Vienna, 24 October 2016
CC-BY 4.0, Sandra Lehecka
University of Science and Technology, Trondheim/Norway
Museums and libraries were created as repositories of memory, initially as rarity-cabinets and archives by rich collectors in the 16th century. These resulted in the museum and library archives as public institutions of the 18th century with a mission to educate their visitors (Dilevko 2004). During the 19th century the past was defined as the product of ‘intellectual enactment and study’ (Benett, 2004, p.2). Today, the use of Virtual Reality (VR) applications in Archaeology and Museology and the ever-increasing development of interactive software and new technological platforms have provided museum and library archives and historical collections with a new space of contact to their users.

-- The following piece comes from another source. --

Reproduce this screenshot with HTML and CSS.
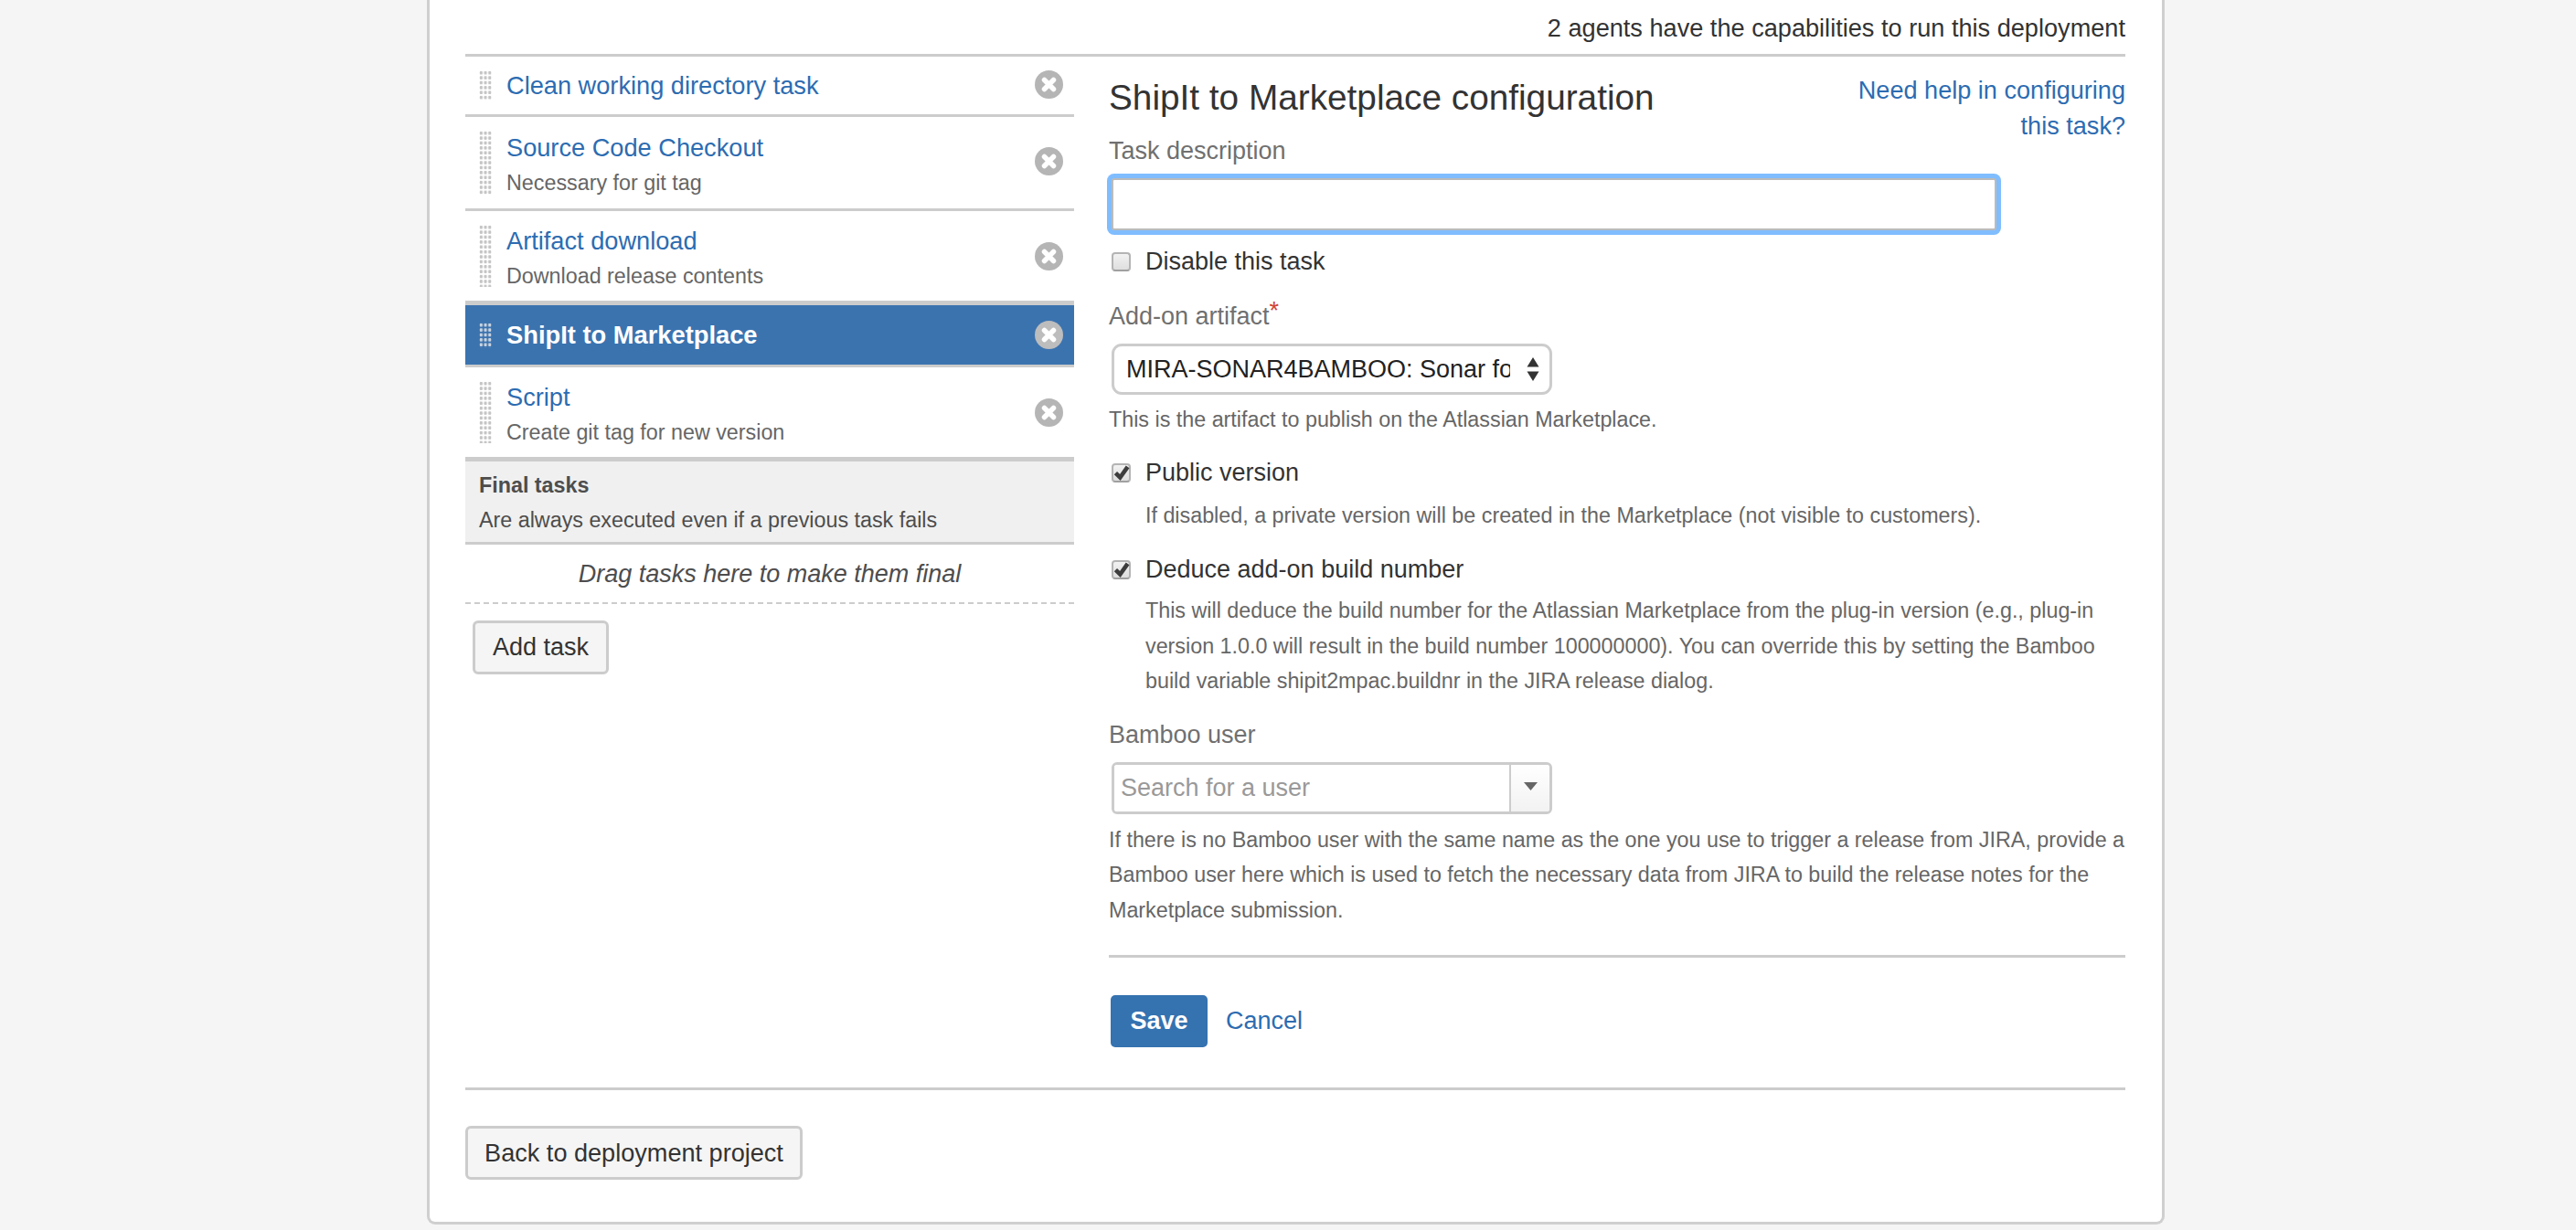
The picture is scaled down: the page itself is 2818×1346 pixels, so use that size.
FILE: index.html
```html
<!DOCTYPE html>
<html lang="en">
<head>
<meta charset="utf-8">
<title>ShipIt to Marketplace configuration</title>
<link rel="stylesheet" href="styles.css">
</head>
<body>
<main class="panel">
  <p class="agents">2 agents have the capabilities to run this deployment</p>
  <div class="columns">
    <section class="tasks">
      <div class="task task-one">
        <span class="grip"></span>
        <div class="task-body"><a class="task-title">Clean working directory task</a></div>
        <svg class="remove" viewBox="0 0 31 31"><circle cx="15.5" cy="15.5" r="15.5" fill="#b5b5b5"/><path d="M10.5 10.5l10 10M20.5 10.5l-10 10" stroke="#fff" stroke-width="5.500" stroke-linecap="round"/></svg>
      </div>
      <div class="task task-two">
        <span class="grip"></span>
        <div class="task-body"><a class="task-title">Source Code Checkout</a><p class="task-desc">Necessary for git tag</p></div>
        <svg class="remove" viewBox="0 0 31 31"><circle cx="15.5" cy="15.5" r="15.5" fill="#b5b5b5"/><path d="M10.5 10.5l10 10M20.5 10.5l-10 10" stroke="#fff" stroke-width="5.500" stroke-linecap="round"/></svg>
      </div>
      <div class="task task-three">
        <span class="grip"></span>
        <div class="task-body"><a class="task-title">Artifact download</a><p class="task-desc">Download release contents</p></div>
        <svg class="remove" viewBox="0 0 31 31"><circle cx="15.5" cy="15.5" r="15.5" fill="#b5b5b5"/><path d="M10.5 10.5l10 10M20.5 10.5l-10 10" stroke="#fff" stroke-width="5.500" stroke-linecap="round"/></svg>
      </div>
      <div class="task task-active">
        <span class="grip"></span>
        <div class="task-body"><a class="task-title">ShipIt to Marketplace</a></div>
        <svg class="remove" viewBox="0 0 31 31"><circle cx="15.5" cy="15.5" r="15.5" fill="#bdbdbd"/><path d="M10.5 10.5l10 10M20.5 10.5l-10 10" stroke="#fff" stroke-width="5.500" stroke-linecap="round"/></svg>
      </div>
      <div class="task task-five">
        <span class="grip"></span>
        <div class="task-body"><a class="task-title">Script</a><p class="task-desc">Create git tag for new version</p></div>
        <svg class="remove" viewBox="0 0 31 31"><circle cx="15.5" cy="15.5" r="15.5" fill="#b5b5b5"/><path d="M10.5 10.5l10 10M20.5 10.5l-10 10" stroke="#fff" stroke-width="5.500" stroke-linecap="round"/></svg>
      </div>
      <div class="final-head">
        <h3 class="final-title">Final tasks</h3>
        <p class="final-desc">Are always executed even if a previous task fails</p>
      </div>
      <div class="drop-zone">Drag tasks here to make them final</div>
      <button class="btn btn-add" type="button">Add task</button>
    </section>

    <form class="config">
      <div class="config-head">
        <h2 class="config-title">ShipIt to Marketplace configuration</h2>
        <a class="help-link">Need help in configuring this task?</a>
      </div>
      <label class="field-label label-desc">Task description</label>
      <input class="text-input" type="text">
      <div class="check-row check-disable">
        <span class="check"></span>
        <span class="check-label">Disable this task</span>
      </div>
      <label class="field-label label-artifact">Add-on artifact<span class="req">*</span></label>
      <div class="select-box">
        <span class="select-text">MIRA-SONAR4BAMBOO: Sonar for Bamboo</span>
        <svg class="select-arrows" viewBox="0 0 14 26"><path d="M7 0l6.500 10.500h-13zM7 26l6.500-10.500h-13z" fill="#333"/></svg>
      </div>
      <p class="hint hint-artifact">This is the artifact to publish on the Atlassian Marketplace.</p>
      <div class="check-row check-public">
        <span class="check"><svg class="tick" viewBox="0 0 20 20"><path d="M4 10.500l4.500 4.500L16 4.500" fill="none" stroke="#3d3d3d" stroke-width="4.200"/></svg></span>
        <span class="check-label">Public version</span>
      </div>
      <p class="hint hint-indent hint-public">If disabled, a private version will be created in the Marketplace (not visible to customers).</p>
      <div class="check-row check-deduce">
        <span class="check"><svg class="tick" viewBox="0 0 20 20"><path d="M4 10.500l4.500 4.500L16 4.500" fill="none" stroke="#3d3d3d" stroke-width="4.200"/></svg></span>
        <span class="check-label">Deduce add-on build number</span>
      </div>
      <p class="hint hint-indent hint-deduce">This will deduce the build number for the Atlassian Marketplace from the plug-in version (e.g., plug-in version 1.0.0 will result in the build number 100000000). You can override this by setting the Bamboo build variable shipit2mpac.buildnr in the JIRA release dialog.</p>
      <label class="field-label label-user">Bamboo user</label>
      <div class="user-box">
        <input class="user-input" type="text" placeholder="Search for a user">
        <span class="user-drop"><svg class="user-arrow" viewBox="0 0 15 9"><path d="M0 0h15L7.500 9z" fill="#666"/></svg></span>
      </div>
      <p class="hint hint-user">If there is no Bamboo user with the same name as the one you use to trigger a release from JIRA, provide a Bamboo user here which is used to fetch the necessary data from JIRA to build the release notes for the Marketplace submission.</p>
      <div class="actions">
        <button class="btn-save" type="button">Save</button>
        <a class="cancel">Cancel</a>
      </div>
    </form>
  </div>
  <div class="footer">
    <button class="btn btn-back" type="button">Back to deployment project</button>
  </div>
</main>
</body>
</html>
```
FILE: styles.css
```css
* { box-sizing: border-box; }
html, body { margin: 0; height: 1346px; overflow: hidden; }
body {
  background: #f5f5f5;
  font-family: "Liberation Sans", Arial, sans-serif;
  font-size: 27px;
  line-height: 39px;
  color: #333;
}
p, h2, h3 { margin: 0; font-weight: normal; }
a { color: #2d6cb1; }

.panel {
  width: 1901px;
  height: 1340px;
  margin-left: 467px;
  padding: 0 40px 0 39px;
  background: #fff;
  border: solid #cfcfcf;
  border-width: 0 3px 3px;
  border-radius: 0 0 9px 9px;
}
.agents {
  height: 59px;
  padding-top: 11px;
  font-size: 27.150px;
  text-align: right;
}
.columns {
  display: flex;
  gap: 38px;
  height: 1134px;
  border-top: 3px solid #ccc;
  border-bottom: 3px solid #ccc;
}

.tasks { width: 666px; flex: none; }
.task {
  display: flex;
  align-items: center;
  border-bottom: 3px solid #ccc;
}
.task-one { height: 66px; }
.task-two { height: 103px; }
.task-three { height: 101px; }
.task-active { height: 70px; background: #3b73af; border-top: 2px solid #ccc; }
.task-five { height: 103px; border-bottom-width: 5px; }
.task-two .task-body { padding-top: 5px; }
.task-three .task-body, .task-five .task-body { padding-top: 4px; }
.task-active .task-body { padding-bottom: 1px; }
.task-one .remove, .task-two .remove { margin-bottom: 3px; }
.grip {
  width: 14px;
  align-self: stretch;
  margin: 15px 16px 15px 15px;
  flex: none;
  background: radial-gradient(circle, #c4c4c4 1.6px, transparent 2px) 0 0 / 4.700px 5.400px;
}
.task-active .grip { margin: 19px 16px 18px 15px; background-image: radial-gradient(circle, #c9d3de 1.6px, transparent 2px); }
.task-body { flex: 1; }
.task-title { display: block; font-size: 27.200px; }
.task-desc { font-size: 23.300px; line-height: 38px; color: #666; }
.task-active .task-title { color: #fff; font-weight: bold; font-size: 27.300px; }
.remove { width: 31px; height: 31px; flex: none; margin-right: 12px; }

.final-head {
  height: 91px;
  padding: 7px 15px 0;
  background: #f0f0f0;
  border-bottom: 3px solid #ccc;
  font-size: 23.300px;
  line-height: 38px;
}
.final-title { font-size: 23.300px; font-weight: bold; color: #4d4d4d; }
.final-desc { color: #4d4d4d; }
.drop-zone {
  height: 65px;
  padding-top: 13px;
  text-align: center;
  font-style: italic;
  color: #4d4d4d;
  border-bottom: 2px dashed #ccc;
}
.btn {
  display: block;
  height: 59px;
  padding: 0;
  background: #f5f5f5;
  border: 3px solid #ccc;
  border-radius: 6px;
  font: inherit;
  color: #333;
}
.btn-add { width: 149px; margin: 18px 0 0 8px; }

.config { flex: 1; min-width: 0; }
.config-head { display: flex; justify-content: space-between; align-items: flex-start; height: 84px; }
.config-title { font-size: 38.750px; line-height: 50px; padding-top: 20px; white-space: nowrap; height: 70px; color: #333; }
.help-link { width: 300px; text-align: right; padding-top: 17px; font-size: 27.100px; }
.field-label { display: block; color: #707070; }
.label-desc { margin-top: 0; }
.text-input {
  display: block;
  width: 968px;
  height: 57px;
  margin: 10px 0 0 3px;
  background: #fff;
  border: 2px solid #bbb;
  border-radius: 3px;
  box-shadow: 0 0 0 5px #80bdff;
  outline: 0;
}
.check-row { display: flex; align-items: center; height: 39px; margin-left: 3px; }
.check {
  width: 21px;
  height: 21px;
  flex: none;
  margin-right: 16px;
  border: 2px solid #b4b4b4;
  border-bottom-color: #a0a0a0;
  border-radius: 4px;
  background: linear-gradient(#f2f2f2, #dedede);
  position: relative;
}
.tick { position: absolute; left: -2px; top: -3px; width: 22px; height: 22px; }
.check-disable { margin-top: 15px; }
.label-artifact { margin-top: 21px; }
.req { color: #d04437; position: relative; top: -6px; font-size: 27px; line-height: 0; }
.select-box {
  display: flex;
  align-items: center;
  width: 482px;
  height: 56px;
  margin: 10px 0 0 3px;
  padding: 0 14px 0 13px;
  border: 3px solid #ccc;
  border-radius: 11px;
  background: #fff;
}
.select-text { width: 420px; overflow: hidden; white-space: nowrap; flex: none; color: #222; }
.select-arrows { width: 14px; height: 26px; margin-left: 18px; flex: none; }
.hint { font-size: 23.300px; line-height: 38.500px; color: #666; }
.hint-indent { padding-left: 40px; }
.hint-artifact { margin-top: 8px; }
.check-public { margin-top: 19px; }
.hint-public { margin-top: 8px; }
.check-deduce { margin-top: 21px; }
.hint-deduce { margin-top: 6px; }
.label-user { margin-top: 20px; }
.user-box {
  display: flex;
  width: 482px;
  height: 57px;
  margin: 10px 0 0 3px;
  border: 3px solid #ccc;
  border-radius: 6px;
  overflow: hidden;
}
.user-input {
  flex: 1;
  min-width: 0;
  padding: 0 7px;
  border: 0;
  outline: 0;
  font: inherit;
}
.user-input::placeholder { color: #999; opacity: 1; }
.user-drop {
  display: flex;
  justify-content: center;
  width: 44px;
  padding-top: 19px;
  border-left: 2px solid #ccc;
  background: linear-gradient(#fff, #f2f2f2);
}
.user-arrow { width: 15px; height: 9px; }
.hint-user { margin-top: 9px; }
.actions {
  display: flex;
  align-items: center;
  gap: 20px;
  margin-top: 30px;
  padding-top: 41px;
  border-top: 3px solid #ccc;
}
.btn-save {
  width: 106px;
  height: 57px;
  margin-left: 2px;
  background: #3572b0;
  border: 0;
  border-radius: 5px;
  color: #fff;
  font: bold 27px "Liberation Sans", Arial, sans-serif;
}
.footer { padding-top: 39px; }
.btn-back { width: 369px; font-size: 27.100px; }
```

In other words, museums, libraries and institutions of memory are challenged to find new forms of dialogue with their users and have turned to VR technology to entertain and inform their audience. Hooper-Greenhills (2000) theoretical approach to visitor experience provides us with the argument that we cannot simply impose pre-selected narratives to the visitors and expect a consistent response. Each individual will have his own experiential perception according to his own individualized level of pre-understanding. That is the visitor’s background, nationality and identity may influence and vary the outcome of the experience to be expected. Thus the visit becomes ‘a complex process of interpretation’ (Hooper-Greenhill 2000:138). In modern archaeology, there is a view that archaeologists as academic professionals cannot be separated from the society they live in, when working in communities or museums (Holtorf 2012). Public perception and interpretation of memory manifests itself with popular engagement that follows its own rules and have to be taken into account by researchers. A series of projects claim that VR applications create digital involvement by active participation, and enhance learning through a cognitive dialogue with the user, but the mediator of the knowledge is still very central in conveying the message and engage the public (Styliani, 2007, Sanders 2009, Gabellone 2009). Others claim that the creation of environments where VR technological tools are employed by free choice allow the visitors to contribute their own narratives and interpretations of the objects and contexts (Champion 2009, Sylaiou 2004).
The main question Ms Angeletaki posed with this paper is whether the introduction of VR tools in dissemination practices has led to a change in the experience of the contemporary museum perception. By using the case of the Archaeological Museum and the library where she works, she looked into the changes on the professional level that have taken place, in the process of adapting VR technologies for creating outreach activities.